If your FH has a problem with this, he really needs to be the one to discuss it with his parents.
Post # 4
Wow, that’s tough. Can you fiance maybe talk to your inlaws? Are they worried about the rest of the family being unsupportive? I wouldn’t think that anyone would even bring it up at a wedding. I would try one more shot at talking to them and if that doesn’t work, I would just send an announcement afterward and be done with it. It’s obviously hurting them and you don’t want push too much. But you also don’t want to make plans and then have them change their minds later after things have settled down.
Post # 5
He doesn’t really care about guests or anything wedding-related for that matter…
Post # 6
Yikes, I didn’t really know how to vote. I’d be surprised too! That seems silly that they’d want to cut themselves off from everybody, how sad. But I think your Fiance should be talking to his family on this. If he isn’t bothered by having his relatives there though, then eh, what can you do? You can’t convince him to care and they seem really upset and concerned with not having any relatives. Better just hope they’re sure, I guess. They can’t have a change of heart a month before the wedding date and then expect that all those people get invited.
Post # 7
I understand their desire for privacy during this difficult time, but their somewhat odd manner of dealing with the sister’s divorce is having a huge impact on your wedding. Won’t his entire extended family wonder why they weren’t invited to your wedding? I would think there would be a lot of hurt feelings and if they don’t know about the divorce now, they’ll likely find out when they start snooping around because none of them were invited to the wedding. I really think your Fiance needs to talk to his family about this because it seems like you’re asking for trouble if you don’t invite anyone from his side. I’m also thinking Fiance and the in-laws will regret this later on down the road when everything blows over and they are in communication with the family again.
Post # 8
It’s not your fault your future sil is getting divorced, this day is about you and your fi so enjoy it. It will get out eventually and your fi family will be upset they still weren’t invited.
Post # 9
did you book your particular venue to accomodate the amount of people you were having from your side and his side of the family? Did you pay more for your venue to accomodate this or have a minimum based on the original number you had in your head? If so, then I would chat with Fiance about how it will affect you budget or amount of money you’ll spend (especially if you have a minimum to meet and not enough people). If there is no affect on that and Fiance doesn’t care either way if those members if his family are there then don’t worry too much about it and invite those people you wish you could have put on the list and hadn’t.
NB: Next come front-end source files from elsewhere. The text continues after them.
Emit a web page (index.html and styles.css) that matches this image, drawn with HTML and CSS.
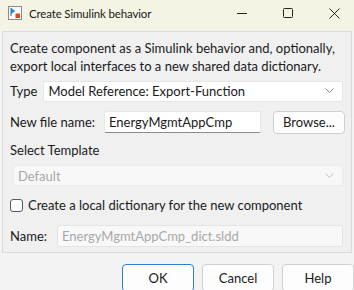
FILE: index.html
```html
<!doctype html>
<html lang="en">
    <head>
        <meta charset="UTF-8" />
        <meta name="viewport" content="width=device-width, initial-scale=1.0" />
        <title>Create Simulink behavior</title>
        <link rel="stylesheet" href="styles.css">
    </head>
    <body>
        <div class="window">
            <div class="titlebar">
                <svg class="app-icon" width="14" height="14" viewBox="0 0 14 14">
                    <rect x="0.5" y="0.5" width="13" height="13" fill="#fafafa" stroke="#8a8a8a" />
                    <path d="M3 2 V8 L7.5 5 Z" fill="#2a8fd6" />
                    <rect x="2.5" y="2" width="1" height="8" fill="#2a6fb0" />
                    <rect x="7.5" y="7.5" width="4.5" height="4.5" fill="#e0471b" />
                </svg>
                <span class="title">Create Simulink behavior</span>
                <div class="caption-buttons">
                    <span class="cap-btn">
                        <svg width="10" height="10" viewBox="0 0 10 10"><path d="M0 5.5 H10" stroke="#222" stroke-width="1" /></svg>
                    </span>
                    <span class="cap-btn">
                        <svg width="10" height="10" viewBox="0 0 10 10"><rect x="0.5" y="0.5" width="9" height="9" rx="1" fill="none" stroke="#222" /></svg>
                    </span>
                    <span class="cap-btn">
                        <svg width="11" height="11" viewBox="0 0 11 11"><path d="M0.5 0.5 L10.5 10.5 M10.5 0.5 L0.5 10.5" stroke="#222" stroke-width="1" /></svg>
                    </span>
                </div>
            </div>

            <div class="body">
                <div class="panel">
                    <p class="intro">Create component as a Simulink behavior and, optionally, export local interfaces to a new shared data dictionary.</p>

                    <div class="row">
                        <span class="label">Type</span>
                        <div class="select">
                            <span>Model Reference: Export-Function</span>
                            <svg class="chevron" width="9" height="6" viewBox="0 0 9 6"><path d="M0.5 0.5 L4.5 4.5 L8.5 0.5" fill="none" stroke="#888" /></svg>
                        </div>
                    </div>

                    <div class="row">
                        <span class="label file-label">New file name:</span>
                        <div class="input">EnergyMgmtAppCmp</div>
                        <button class="btn browse">Browse...</button>
                    </div>

                    <div class="section-label">Select Template</div>
                    <div class="select disabled">
                        <span>Default</span>
                        <svg class="chevron" width="9" height="6" viewBox="0 0 9 6"><path d="M0.5 0.5 L4.5 4.5 L8.5 0.5" fill="none" stroke="#c4c4c4" /></svg>
                    </div>

                    <label class="check-row">
                        <span class="checkbox"></span>
                        <span>Create a local dictionary for the new component</span>
                    </label>

                    <div class="row last">
                        <span class="label">Name:</span>
                        <div class="input disabled">EnergyMgmtAppCmp_dict.sldd</div>
                    </div>
                </div>

                <div class="footer">
                    <button class="btn default">OK</button>
                    <button class="btn">Cancel</button>
                    <button class="btn">Help</button>
                </div>
            </div>
        </div>
    </body>
</html>
```

FILE: styles.css
```css
body {
    margin: 0;
    font-family: Lato, "Noto Sans", sans-serif;
    font-size: 13px;
    color: #1a1a1a;
    background-color: #f3f3f3;
}
.window {
    width: 354px;
    height: 290px;
    overflow: hidden;
}
.titlebar {
    height: 30px;
    display: flex;
    align-items: center;
    background-color: #f5f4e4;
    padding: 0 0 4px 8px;
    box-sizing: border-box;
}
.app-icon {
    flex: none;
}
.title {
    margin-left: 7px;
    font-size: 11.5px;
    letter-spacing: -0.15px;
    color: #1a1a1a;
    flex: 1;
}
.caption-buttons {
    display: flex;
    height: 100%;
    margin-right: -3px;
}
.cap-btn {
    width: 46px;
    display: flex;
    align-items: center;
    justify-content: center;
}
.body {
    padding: 1px 2px 0 2px;
}
.panel {
    background-color: #f0f0f0;
    border: 1px solid #dadada;
    padding: 7px 8px 5px 7px;
}
.intro {
    margin: 0 0 5px;
    line-height: 18px;
}
.row {
    display: flex;
    align-items: center;
    height: 22px;
    margin-bottom: 9px;
}
.row.last {
    margin-bottom: 0;
}
.label {
    margin-right: 6px;
    white-space: nowrap;
}
.file-label {
    margin-right: 9px;
}
.select {
    flex: 1;
    height: 21px;
    background-color: #fff;
    border: 1px solid #e6e6e6;
    border-radius: 2px;
    display: flex;
    align-items: center;
    justify-content: space-between;
    padding: 0 8px 0 4px;
    box-sizing: border-box;
}
.select.disabled {
    background-color: #f8f8f8;
    color: #a8a8a8;
    border-color: #ebebeb;
    margin: 0 0 11px 3px;
}
.input {
    width: 157px;
    height: 22px;
    background-color: #fff;
    border: 1px solid #e6e6e6;
    border-bottom-color: #8a8a8a;
    border-radius: 2px;
    padding: 0 4px;
    box-sizing: border-box;
    line-height: 20px;
    white-space: nowrap;
}
.input.disabled {
    flex: 1;
    background-color: #f8f8f8;
    border-color: #e4e4e4;
    color: #a8a8a8;
    margin-left: 4px;
}
.section-label {
    margin-bottom: 7px;
}
.check-row {
    display: flex;
    align-items: center;
    margin-bottom: 12px;
}
.checkbox {
    width: 13px;
    height: 13px;
    box-sizing: border-box;
    border: 1px solid #5a5a5a;
    border-radius: 3px;
    background-color: #fff;
    margin: 0 5px 0 0;
}
.btn {
    font-family: inherit;
    font-size: 13px;
    color: #1a1a1a;
    background-color: #fdfdfd;
    border: 1px solid #d0d0d0;
    border-radius: 4px;
    height: 23px;
    padding: 0;
}
.browse {
    width: 72px;
    margin-left: auto;
    margin-right: -2px;
}
.footer {
    display: flex;
    justify-content: flex-end;
    gap: 8px;
    padding-top: 11px;
    margin-right: -2px;
}
.footer .btn {
    width: 72px;
    height: 28px;
}
.btn.default {
    border-color: #2d7ed6;
}
```
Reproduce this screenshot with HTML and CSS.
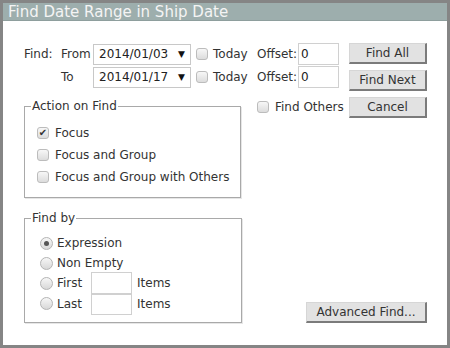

it is unfortunate that your FIL’s are acting this way but as long as it doesn’t affect you and your Fiance on a negative manner, when hif family hears about the wedding they will go to his parents and ask why they were not invited and your FIL’s will have to explain. As long as they don’t place the blame on you..
Post # 10
That’s just bizarre! I say it’s YOUR party and YOU can invite anyone you want. Go ahead and invite FI’s family and let them decide whether or not to come. Mother-In-Law needs to get over herself.
Post # 11
Yikes. Well it seems like you have a lot of great input already, but I’ll stress that your fiance should really be the one dealing with this. Honestly, this would bother me. Mostly because a wedding is also about two families coming together. I think that his side of the family would be hurt to not receive an invitation. I understand the sister would probably not want to make a public appearance during a divorce, but honestly, everyone should be able to put aside any difference for one day, especially when this divorce has nothing to do with the two of you.
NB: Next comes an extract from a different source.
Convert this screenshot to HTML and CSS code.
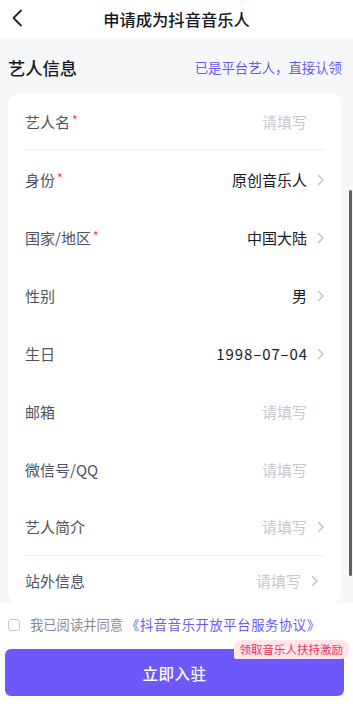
FILE: index.html
```html
<!DOCTYPE html>
<html lang="zh">
<head>
<meta charset="utf-8">
<title>申请成为抖音音乐人</title>
<link rel="stylesheet" href="styles.css">
</head>
<body>
<div class="page">
  <header class="topbar">
    <svg class="back" width="12" height="18" viewBox="0 0 12 18"><path d="M10 1.5 L2.5 9 L10 16.5" fill="none" stroke="#1f2126" stroke-width="1.8" stroke-linecap="round" stroke-linejoin="round"/></svg>
    <h1 class="title">申请成为抖音音乐人</h1>
  </header>
  <main class="scroller">
    <div class="section-head">
      <h2 class="section-title">艺人信息</h2>
      <a class="claim">已是平台艺人，直接认领</a>
    </div>
    <div class="card">
      <div class="row sep">
        <span class="label">艺人名<i class="req">*</i></span>
        <span class="value ph">请填写</span><span class="chev-slot"></span>
      </div>
      <div class="row">
        <span class="label">身份<i class="req">*</i></span>
        <span class="value">原创音乐人</span><span class="chev-slot"><svg width="8" height="12" viewBox="0 0 8 12"><path d="M1.5 1.5 L6 6 L1.5 10.5" fill="none" stroke="#c3c5ca" stroke-width="1.6" stroke-linecap="round" stroke-linejoin="round"/></svg></span>
      </div>
      <div class="row">
        <span class="label">国家/地区<i class="req">*</i></span>
        <span class="value">中国大陆</span><span class="chev-slot"><svg width="8" height="12" viewBox="0 0 8 12"><path d="M1.5 1.5 L6 6 L1.5 10.5" fill="none" stroke="#c3c5ca" stroke-width="1.6" stroke-linecap="round" stroke-linejoin="round"/></svg></span>
      </div>
      <div class="row">
        <span class="label">性别</span>
        <span class="value">男</span><span class="chev-slot"><svg width="8" height="12" viewBox="0 0 8 12"><path d="M1.5 1.5 L6 6 L1.5 10.5" fill="none" stroke="#c3c5ca" stroke-width="1.6" stroke-linecap="round" stroke-linejoin="round"/></svg></span>
      </div>
      <div class="row">
        <span class="label">生日</span>
        <span class="value date">1998–07–04</span><span class="chev-slot"><svg width="8" height="12" viewBox="0 0 8 12"><path d="M1.5 1.5 L6 6 L1.5 10.5" fill="none" stroke="#c3c5ca" stroke-width="1.6" stroke-linecap="round" stroke-linejoin="round"/></svg></span>
      </div>
      <div class="row">
        <span class="label">邮箱</span>
        <span class="value ph">请填写</span><span class="chev-slot"></span>
      </div>
      <div class="row">
        <span class="label">微信号/QQ</span>
        <span class="value ph">请填写</span><span class="chev-slot"></span>
      </div>
      <div class="row sep">
        <span class="label">艺人简介</span>
        <span class="value ph">请填写</span><span class="chev-slot"><svg width="8" height="12" viewBox="0 0 8 12"><path d="M1.5 1.5 L6 6 L1.5 10.5" fill="none" stroke="#c3c5ca" stroke-width="1.6" stroke-linecap="round" stroke-linejoin="round"/></svg></span>
      </div>
      <div class="row last">
        <span class="label">站外信息</span>
        <span class="value ph">请填写</span><span class="chev-slot"><svg width="8" height="12" viewBox="0 0 8 12"><path d="M1.5 1.5 L6 6 L1.5 10.5" fill="none" stroke="#c3c5ca" stroke-width="1.6" stroke-linecap="round" stroke-linejoin="round"/></svg></span>
      </div>
    </div>
    <div class="scrollbar"></div>
  </main>
  <footer class="footer">
    <label class="agree">
      <span class="check"></span>
      <span class="agree-text">我已阅读并同意<a class="protocol">《抖音音乐开放平台服务协议》</a></span>
    </label>
    <div class="submit-wrap">
      <button class="submit">立即入驻</button>
      <span class="badge">领取音乐人扶持激励</span>
    </div>
  </footer>
</div>
</body>
</html>
```

FILE: styles.css
```css
* { box-sizing: border-box; }
html, body { margin: 0; padding: 0; }
body {
  width: 353px;
  height: 718px;
  overflow: hidden;
  background: #fff;
  font-family: "Noto Sans CJK SC", "Noto Sans", sans-serif;
  color: #161823;
}
.page { display: flex; flex-direction: column; height: 718px; }

.topbar {
  height: 38px;
  flex: none;
  display: flex;
  align-items: center;
  justify-content: center;
  position: relative;
  background: #fff;
}
.back { position: absolute; left: 11px; top: 9px; }
.title {
  margin: 0;
  font-size: 16.3px;
  font-weight: 500;
  line-height: 1;
  color: #161823;
}

.scroller {
  height: 565px;
  flex: none;
  background: #f6f7f9;
  overflow: hidden;
  position: relative;
  padding: 0 12px 0 8px;
}
.section-head {
  height: 55px;
  display: flex;
  align-items: center;
  justify-content: space-between;
  padding-top: 5px;
}
.section-title {
  margin: 0;
  font-size: 17.3px;
  font-weight: 500;
  color: #161823;
  line-height: 1;
}
.claim {
  font-size: 13.4px;
  color: #6a5af5;
  line-height: 1;
  margin-right: -1px;
}

.card {
  background: #fff;
  border-radius: 12px;
  padding: 0 16px 0 16px;
}
.row {
  height: 58px;
  display: flex;
  align-items: center;
  font-size: 15px;
  line-height: 1;
}
.row:first-child { height: 57px; }
.row.sep { border-bottom: 1px solid #f2f3f5; }
.row.last { height: 48px; padding-right: 6px; }
.label {
  flex: 1;
  color: #4f535e;
  display: flex;
  align-items: flex-start;
  padding-left: 1px;
}
.req {
  font-style: normal;
  color: #fe2c55;
  font-size: 12px;
  margin-left: 2px;
  margin-top: 0px;
}
.value { color: #161823; }
.value.date { letter-spacing: 0.9px; margin-right: -1px; }
.value.ph { color: #c6c8cd; }
.chev-slot {
  width: 18px;
  display: flex;
  justify-content: flex-end;
  align-items: center;
}
.chev-slot svg { display: block; margin-top: 1px; }

.scrollbar {
  position: absolute;
  right: 1px;
  top: 152px;
  width: 3px;
  height: 386px;
  border-radius: 2px;
  background: #5e6066;
}

.footer {
  flex: 1;
  background: #fff;
  padding: 13px 9px 0 5px;
}
.agree {
  display: flex;
  align-items: center;
  height: 18px;
  padding-left: 3px;
}
.check {
  width: 12px;
  height: 12px;
  border: 1px solid #c6c8cd;
  border-radius: 3px;
  flex: none;
}
.agree-text {
  margin-left: 10px;
  font-size: 13.3px;
  color: #8a8d95;
  line-height: 1;
  white-space: nowrap;
}
.protocol { color: #6a5af5; letter-spacing: 0.6px; margin-left: 3px; }
.submit-wrap {
  position: relative;
  margin-top: 15px;
}
.submit {
  display: block;
  width: 339px;
  height: 47px;
  border: none;
  border-radius: 6px;
  background: #6c58fb;
  color: #fff;
  font-family: "Noto Sans CJK SC", "Noto Sans", sans-serif;
  font-size: 15.5px;
  font-weight: 500;
  letter-spacing: 0.5px;
}
.badge {
  position: absolute;
  top: -9px;
  right: -5px;
  height: 19px;
  padding: 0 6px;
  display: flex;
  align-items: center;
  background: #ffe5ea;
  color: #f0305a;
  font-size: 11.5px;
  line-height: 1;
  border-radius: 8px 8px 8px 2px;
  white-space: nowrap;
}
```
Perhaps have your fiance explain to his parents that a wedding only happens once. Do they really want to be that stubborn and have so many people miss your one day over something that’s no one else’s business? Is it an option to just ask your fiance for a guest list (it’ll probably be less than 75-100 people, but you can at least get some family in there). Unless your parents are contributing financially, they don’t really have a say over the guest list, and if the continue to be upset over it, and (worst case scenario) miss your wedding over something like this, then that’s their problem.
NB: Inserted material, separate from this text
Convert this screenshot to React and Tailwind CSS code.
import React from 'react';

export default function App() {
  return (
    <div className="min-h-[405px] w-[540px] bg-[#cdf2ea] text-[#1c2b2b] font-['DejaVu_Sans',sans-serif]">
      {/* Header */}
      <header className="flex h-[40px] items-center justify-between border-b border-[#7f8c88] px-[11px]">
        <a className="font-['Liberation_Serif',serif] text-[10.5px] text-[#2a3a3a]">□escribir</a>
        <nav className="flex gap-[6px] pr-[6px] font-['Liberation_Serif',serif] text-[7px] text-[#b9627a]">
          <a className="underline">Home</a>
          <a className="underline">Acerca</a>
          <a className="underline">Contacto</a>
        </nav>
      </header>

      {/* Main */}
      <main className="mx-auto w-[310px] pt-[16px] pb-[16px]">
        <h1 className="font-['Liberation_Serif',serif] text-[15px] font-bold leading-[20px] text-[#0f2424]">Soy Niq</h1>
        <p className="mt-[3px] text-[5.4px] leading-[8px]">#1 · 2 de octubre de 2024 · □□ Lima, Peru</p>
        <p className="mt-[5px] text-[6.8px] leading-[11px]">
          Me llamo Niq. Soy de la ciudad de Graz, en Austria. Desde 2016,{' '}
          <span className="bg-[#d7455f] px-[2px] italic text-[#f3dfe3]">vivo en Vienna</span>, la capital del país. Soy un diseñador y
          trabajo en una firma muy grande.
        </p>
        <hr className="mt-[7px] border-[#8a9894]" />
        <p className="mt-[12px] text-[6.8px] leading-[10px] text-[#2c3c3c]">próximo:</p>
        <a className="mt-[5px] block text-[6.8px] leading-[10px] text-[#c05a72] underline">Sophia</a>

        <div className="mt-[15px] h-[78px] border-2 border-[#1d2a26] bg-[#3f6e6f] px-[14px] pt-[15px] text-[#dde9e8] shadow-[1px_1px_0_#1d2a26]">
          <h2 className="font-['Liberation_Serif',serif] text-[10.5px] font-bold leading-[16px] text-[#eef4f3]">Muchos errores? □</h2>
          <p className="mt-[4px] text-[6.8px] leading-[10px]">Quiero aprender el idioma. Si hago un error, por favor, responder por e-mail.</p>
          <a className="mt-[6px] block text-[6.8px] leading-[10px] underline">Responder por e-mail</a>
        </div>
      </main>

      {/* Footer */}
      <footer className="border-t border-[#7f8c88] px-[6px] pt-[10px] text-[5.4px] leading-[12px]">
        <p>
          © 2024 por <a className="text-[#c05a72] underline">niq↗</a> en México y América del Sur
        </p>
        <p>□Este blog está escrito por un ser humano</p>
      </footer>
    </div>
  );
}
I’m curious what the sister has to say. I’d be so embarassed if people rearranged their wedding over my own personal marriage woes!
Post # 12
Ummm… do they not think that people won’t eventually find out about the SIL’s divorce? I think its a little rude that they don’t want the family to share in a joyous occasion. I voted "send an announcement" because ultimately it should be up to them how you go about inviting their half but I think its a little strange they dont want the family there.
Post # 13
I personally don’t think it’s fair to you. His sister got to have her wedding with her family and it is sad that it hasn’t worked out. That shouldn’t affect your wedding in anyway. Her divorce probably wouldn’t even be noticed. People are there to celebrate you and your FH’s love!
Post # 14
Actually I think their desire to not invite extended family should not take precedence. Its your wedding! I think not inviting them will cause a great tizzy, especially if they (his extended family) eventually find out why. It’s kind of petty, no?
Post # 15
Personally, I think the guest list should be up to you and your fiance and not regulated by anyone’s family. However, the fact that he doesn’t seem to care might mean that it’s better to just drop it. Then again, there’s the venue to consider, and also the fact that hiding away isn’t going to help your fiance’s family keep their secret for very long. Weddings aren’t the place to hash out family business – by which I mean it’s out of line for them to tell you whom you can and cannot invite (and equally, that it would be inappropriate to make your day about his sister’s divorce… which is kind of what it amounts to when the guest list is slashed in half because of it).
It’s kind of a bizarre situation. Good luck. I hope it works out for you, and that his family comes to their senses.
Post # 16
My first reaction was that if your Fiance doesn’t care if the family is there, then I guess he is not that close to his relatives. However, we were on the fence about inviting some of my FIs family that live on the other side of the country b/c he had only met them once when he was a kid. But we sent them an invite anyway, and most of them are very excited and are hoping to come.
I got a few addresses from my Future In-Laws, but also found peoples addresses on the internet (and then confirmed them with the FILs). If the Future In-Laws won’t cooperate, can you at least get your Fiance to make a list or does he have an aunt or cousin that would be helpful? Also, how does the Future Sister-In-Law feel about this?
On the otherhand, if it is 95% your side my only advice would be to NOT designate "sides" for the ceremony seating. I went to a wedding in New Orleans where the bride and 200 of their closest family and friends live, and maybe 40 of the grooms family and friends from NC came. The church looked ridiculous having one side at capacity and the other side sparse.